Ese espacio lo creamos en un antiguo remolque de obra que colectivos urbanos aliados nos cedieron temporalmente. Inspirados por la noción de ‘dispositivos de campo’ (Criado y Estalella 2018), esto es, dispositivos que no solo permiten sino que estructuran la presencia etnográfica, transformamos el remolque en un escenario escenográfico diseñado para provocar encuentros íntimos, incómodos y reveladores entre personas activamente implicadas en los proyectos y que no siempre compartían el mismo lenguaje, intereses o roles institucionales. Estos incluían profesionales de la administración pública, organizaciones civiles y empresas privadas a cargo de estos proyectos, así como políticos locales y activistas también involucrados. Siguiendo la propuesta de Cantarella, Hegel y Marcus (2020) de experimentar con las condiciones escenográficas del encuentro como unidad básica de la etnografía, diseñamos el espacio no como sala de entrevistas, sino como un espacio performativo, donde lo cotidiano se vuelve ligeramente siniestro. La cabina estaba amoblada con objetos ambivalentes: lámparas de pie, muebles antiguos, un espejo de baño, plantas marchitas, sonidos inquietantes (relinchos, pitidos de módem, ruidos de obra). Un faisán disecado observaba la situación desde lo alto. El ambiente evocaba los interiores turbios de las películas de David Lynch: precisos pero descompuestos, acogedores y perturbadores a la vez.

Además del espacio físico, creamos una coreografía de tres fases: desorientación, improvisación y reactivación. Los invitados (siempre en parejas) no sabían qué esperar. Se les decía que se tomaran dos horas para una conversación, nada más. Eran recibidos por una actriz, Gesa Geue, quien hacía de anfitriona, y cuya primera acción era dejarles solos en la cabina por unos minutos. Al regresar, pedía permiso para grabar la conversación, los invitaba a presentarse y se retiraba casi por completo del diálogo, interviniendo solo con gestos de ingenuidad estratégicamente ensayados. A partir de ese momento surgían conversaciones que no habrían ocurrido en otro contexto. No había guión. No había entrevistador. Solo un espacio ligeramente absurdo, una atmósfera incómoda, una estructura mínima, y la posibilidad de hablar sin presión.

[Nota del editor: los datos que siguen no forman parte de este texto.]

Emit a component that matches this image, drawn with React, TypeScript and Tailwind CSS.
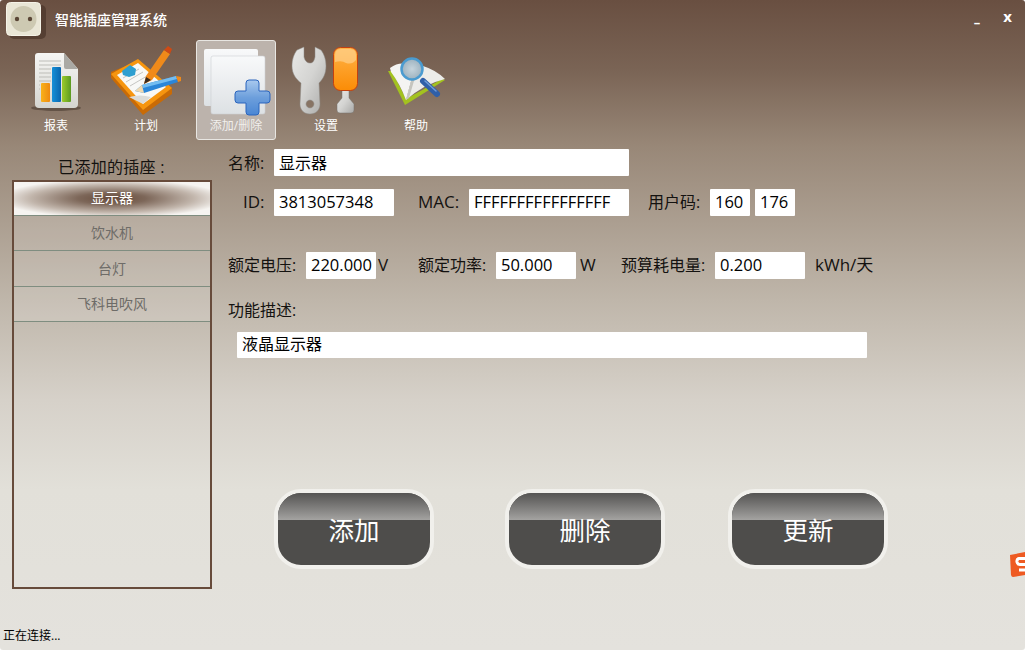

Lo más importante: nosotros, como investigadores, no estábamos presentes. Esta fue una decisión metodológica clave. Nuestra presencia —como responsables de la situación en la Cabina del Titubeo— podía impedir que nuestros invitados se apropiaran del lugar y de la conversación. Fue un gesto también político. En lugar de extraer conocimiento, la Cabina ofrecía una infraestructura para que nuestros interlocutores exploren sus propias preguntas. Los convertía en investigadores de sus propias incertidumbres. En un contexto hiperpolitizado donde cada actor tiende a defender su posición estratégica, crear un espacio-tiempo donde es legítimo no saber, donde se puede titubear, es un gesto disruptivo.

La Cabina del Titubeo fue una tentativa concreta de hacer una etnografía no basada en certezas, sino en el arte —y la política— del no saber juntos. Titubear como estrategia de experimentación etnográfica busca generar una disrupción en los hábitos discursivos de nuestros interlocutores, y abrir un espacio-tiempo donde explorar lo incierto. Es una apuesta por el exceso: darle espacio a esos elementos que parecen irrelevantes pero que contienen lo realmente importante. El titubeo idiota como fuente de lucidez.

Referencias

Cantarella, Luke, Christine Hegel y George E. Marcus. 2020. Ethnography by Design. London: Routledge.

Estalella, Adolfo y Criado, Tomás S., coords. 2018. Experimental Collaborations: Ethnography through Fieldwork Devices. New York: Berghahn.

Stengers, Isabelle. 2005. “A Cosmopolitical Proposal.” En Making Things Public. Bruno Latour y Peter Weibel, coords., 994–1003. Cambridge: MIT Press.

Vogl, Joseph. 2018. Über das Zaudern. Zurich: Diaphanes.